What you should do →
Copy the lines of the data below exactly, starting at the first and stopping after the line that contains "FaFacebookF, FaInstagram, FaTwitter"; include no pictures.

Provided material →
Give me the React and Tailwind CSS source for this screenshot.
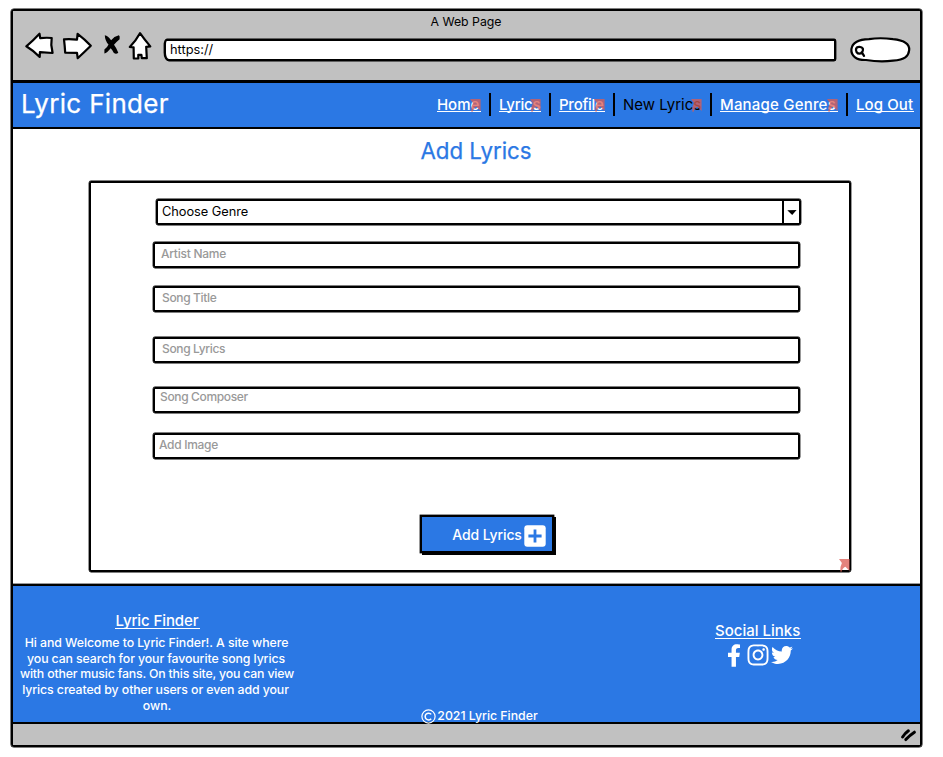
import { FaFacebookF, FaInstagram, FaTwitter } from "react-icons/fa";

function LinkMark({ className }) {
  return (
    <svg className={`absolute h-[13px] w-[11px] ${className}`} viewBox="0 0 11 13">
      <path d="M0 0H10.6V12L6.4 7.8Q3.4 9 2.4 13L1.3 12.4Q1 7.5 2.9 4Z" fill="#dc5c54" fillOpacity=".76" />
    </svg>
  );
}

function NavLink({ children, className, marked = true, active = false }) {
  return (
    <div className={`relative h-[23px] pt-px whitespace-nowrap text-[15px] leading-5 ${className}`}>
      {active ? (
        <a className="text-black">{children}</a>
      ) : (
        <a className="block h-[17px] border-b border-white font-medium text-white">{children}</a>
      )}
      {marked && <LinkMark className="top-[5px] right-0" />}
    </div>
  );
}

const Divider = ({ className }) => <div className={`-mt-px h-[23px] w-[2px] shrink-0 bg-black ${className}`} />;

function Field({ className, label }) {
  return (
    <div className={`ml-[62px] h-[26px] w-[647px] rounded-[2px] border-2 border-black text-xs font-medium text-[#999] shadow-[0_0_0_0.4px_#000] ${className}`}>
      {label}
    </div>
  );
}

function BrowserBar() {
  return (
    <div className="h-[72px] border-b-[3px] border-black bg-[#c1c1c1]">
      <div className="h-[20px] pt-[1px] pr-[1px] text-center text-[12.3px] leading-5 text-black">A Web Page</div>
      <div className="flex">
        <svg className="h-9 w-[150px] shrink-0" viewBox="13 30 150 36" fill="#fff" stroke="#000" strokeWidth="2.2" strokeLinejoin="round">
          <path d="M26.3 45.3Q33 39.7 39.5 32.7L40.2 37.2Q46 36.4 51.7 37L51.3 44L52.6 52L39.9 51.2L39.7 56Q34 50 26.3 45.3Z" />
          <path d="M64 38.3Q70 37.7 77 38.6L77.6 32.8Q85 38.4 90.8 44.8Q84 51.5 77.7 57.2L77 51.8L65.2 51.7Q64.8 45 64 38.3Z" />
          <path d="M104.8 34.2Q108 34.8 111.1 39.2Q114 35.5 118.9 34.3Q120.1 35 119.6 38.2Q116.6 40.6 114 43.8Q116.7 47.3 118.3 51.7Q116 54 113.7 51.7Q112.4 49 110.7 47.3Q107 52 104.4 52.6L104.4 48.5Q107.6 46.2 108.5 43.6Q105 39.8 104.8 34.2Z" fill="#000" stroke="none" />
          <path d="M140 32.2Q144.8 39 150.3 45.4L146.2 45.8L146.8 57.2L141.8 57.2L141.4 53.8L138.3 53.8L138.3 57.4L133.8 57.5L133.6 46.3L129.8 46Q136 39.5 140 32.2Z" />
        </svg>
        <div className="mt-[8px] ml-[1px] h-[22px] w-[672px] shrink-0 rounded-[3px_2px_2px_5px/6px_3px_2px_8px] border-2 border-black bg-white pl-[4px] text-[12.8px] leading-[17px] text-black shadow-[0_0_0_0.4px_#000]">
          https://
        </div>
        <svg className="ml-[13px] h-9 w-[64px] shrink-0" viewBox="849 30 64 36" fill="#fff" stroke="#000">
          <path d="M869 38.2Q880 36.3 893 38.2C904 39.3 909.6 42.5 909.2 49C908.5 55.5 905 58.6 893 59.7Q880 61.5 866 59C856 59.3 850.8 54.5 851.4 48.2C852.3 42 858 38.5 869 38.2Z" strokeWidth="2.2" />
          <path d="M856.2 47.5C857.2 45 861.7 45.4 862.8 47.6C863.5 49.9 862 52.5 859.6 52.7C857 52.7 855.3 50 856.2 47.5ZM861.7 51.2L864 54.8" strokeWidth="2.3" strokeLinecap="round" />
        </svg>
      </div>
    </div>
  );
}

function NavBar() {
  return (
    <nav className="flex h-[46px] border-b-2 border-black bg-[#2b78e4] shadow-[0_0.4px_0_#000]">
      <div className="w-[424px] shrink-0 pl-[8px] text-[26px] leading-[42px] tracking-[0.32px] text-white [-webkit-text-stroke:0.25px_#fff]">Lyric Finder</div>
      <div className="mt-[11px] flex">
        <NavLink className="w-[44px] tracking-[-0.05px]">Home</NavLink>
        <Divider className="ml-2" />
        <NavLink className="ml-2 w-[42px] tracking-[-0.2px]">Lyrics</NavLink>
        <Divider className="ml-2" />
        <NavLink className="ml-2 w-[46px] tracking-[-0.25px]">Profile</NavLink>
        <Divider className="ml-2" />
        <NavLink className="ml-2 w-[79px]" active>New Lyrics</NavLink>
        <Divider className="ml-2" />
        <NavLink className="ml-2 w-[118px] tracking-[0.2px]">Manage Genres</NavLink>
        <Divider className="ml-2" />
        <NavLink className="ml-2 w-[58px] tracking-[0.1px]" marked={false}>Log Out</NavLink>
      </div>
    </nav>
  );
}

function LyricsForm() {
  return (
    <main className="h-[455px] bg-white pt-[9px]">
      <h1 className="h-[43px] pl-[19px] text-center text-[22.3px] leading-[26px] text-[#2b78e4] [-webkit-text-stroke:0.25px_#2b78e4]">Add Lyrics</h1>
      <form className="relative ml-[76px] h-[391px] w-[762px] rounded-[2px] border-2 border-black pt-[16px] shadow-[0_0_0_0.4px_#000]">
        <div className="ml-[65px] flex h-[26px] w-[645px] rounded-[2px] border-2 border-black shadow-[0_0_0_0.4px_#000]">
          <div className="w-[624px] pl-[4px] text-[12.8px] leading-[21px] tracking-[-0.05px] text-black">Choose Genre</div>
          <div className="flex h-full flex-1 items-center justify-center border-l-2 border-black">
            <svg className="h-[5px] w-[10px]" viewBox="0 0 10 5"><path d="M.3 .2L9.6 0L5.2 5Z" /></svg>
          </div>
        </div>
        <Field className="mt-[17px] pl-[6px] leading-[19px] tracking-[-0.25px]" label="Artist Name" />
        <Field className="mt-[18px] pl-[7px] leading-[19px] tracking-[-0.35px]" label="Song Title" />
        <Field className="mt-[25px] pl-[7px] leading-[19px] tracking-[-0.35px]" label="Song Lyrics" />
        <Field className="mt-[24px] pl-[5px] leading-[15px] tracking-[-0.35px]" label="Song Composer" />
        <Field className="mt-[20px] pl-[4px] leading-[19px] tracking-[-0.3px]" label="Add Image" />
        <button type="button" className="mt-[56px] ml-[329px] flex h-[38px] w-[134px] items-center border-2 border-black bg-[#2b78e4] pl-[28px] text-[14px] font-medium tracking-[-0.1px] text-white shadow-[2px_2px_0_#000,0_0_0_0.4px_#000]">
          <span className="w-[74px] shrink-0 whitespace-nowrap">Add Lyrics</span>
          <svg className="mt-[3px] h-[22px] w-[22px] shrink-0" viewBox="0 0 22 22">
            <rect x=".3" y=".3" width="21.4" height="21.4" rx="3" fill="#fff" />
            <path d="M11 4.4V17.6M4.4 11H17.6" stroke="#2b78e4" strokeWidth="2.8" />
          </svg>
        </button>
        <LinkMark className="right-[-1px] bottom-[-2px]" />
      </form>
    </main>
  );
}

function Footer() {
  return (
    <footer className="flex h-[140px] border-y-2 border-black bg-[#2b78e4] text-white shadow-[0_0_0_0.4px_#000]">
      <div className="w-[288px] shrink-0 pt-[25px] text-center">
        <h2 className="mx-auto h-[18px] w-[85px] border-b border-white text-[15px] leading-5 font-medium tracking-[-0.1px] whitespace-nowrap">Lyric Finder</h2>
        <p className="mt-[6px] text-[12.3px] leading-[15.7px] font-medium whitespace-nowrap">
          <span className="block pr-[1px] tracking-[-0.05px]">Hi and Welcome to Lyric Finder!. A site where</span>
          <span className="block pr-[2px] tracking-[-0.1px]">you can search for your favourite song lyrics</span>
          <span className="block tracking-[-0.18px]">with other music fans. On this site, you can view</span>
          <span className="block pr-[3px] tracking-[-0.08px]">lyrics created by other users or even add your</span>
          <span className="block">own.</span>
        </p>
      </div>
      <div className="flex w-[357px] shrink-0 items-end justify-center">
        <div className="-mb-[2px] flex items-center">
          <svg className="mt-[2px] h-[15px] w-[15px]" viewBox="0 0 15 15" fill="none" stroke="#fff">
            <circle cx="7.5" cy="7.5" r="6.6" strokeWidth="1.2" />
            <path d="M10.2 5.4A3.4 3.4 0 1 0 10.2 9.7" strokeWidth="1.5" />
          </svg>
          <span className="ml-[1px] text-[12.3px] leading-4 font-medium">2021 Lyric Finder</span>
        </div>
      </div>
      <div className="flex-1 pt-[35px]">
        <h2 className="ml-[57px] h-[18px] w-[86px] border-b border-white text-[15px] leading-5 font-medium whitespace-nowrap">Social Links</h2>
        <div className="mt-[4px] ml-[69px] flex items-center">
          <FaFacebookF className="h-[23px] w-[14px]" />
          <FaInstagram className="ml-[5px] h-[24px] w-[24px]" />
          <FaTwitter className="ml-[1px] h-[22px] w-[22px]" />
        </div>
      </div>
    </footer>
  );
}

export default function App() {
  return (
    <div className="h-[757px] w-[943px] bg-white pt-[9px] pl-[11px] font-['Inter','Liberation_Sans',sans-serif]">
      <div className="h-[738px] w-[911px] rounded-[3px] border-2 border-black shadow-[0_0_0_0.5px_#000]">
        <BrowserBar />
        <NavBar />
        <LyricsForm />
        <Footer />
        <div className="flex h-[21px] items-center justify-end bg-[#c1c1c1] pr-[3px]">
          <svg className="h-[14px] w-[17px]" viewBox="0 0 17 14" stroke="#000" strokeWidth="3" strokeLinecap="round">
            <path d="M2.6 9Q5 5.2 8.4 2.8M5.8 11.6Q10 7 14.4 4.2" fill="none" />
          </svg>
        </div>
      </div>
    </div>
  );
}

Solution below →
Give me the React and Tailwind CSS source for this screenshot.
import { FaFacebookF, FaInstagram, FaTwitter } from "react-icons/fa";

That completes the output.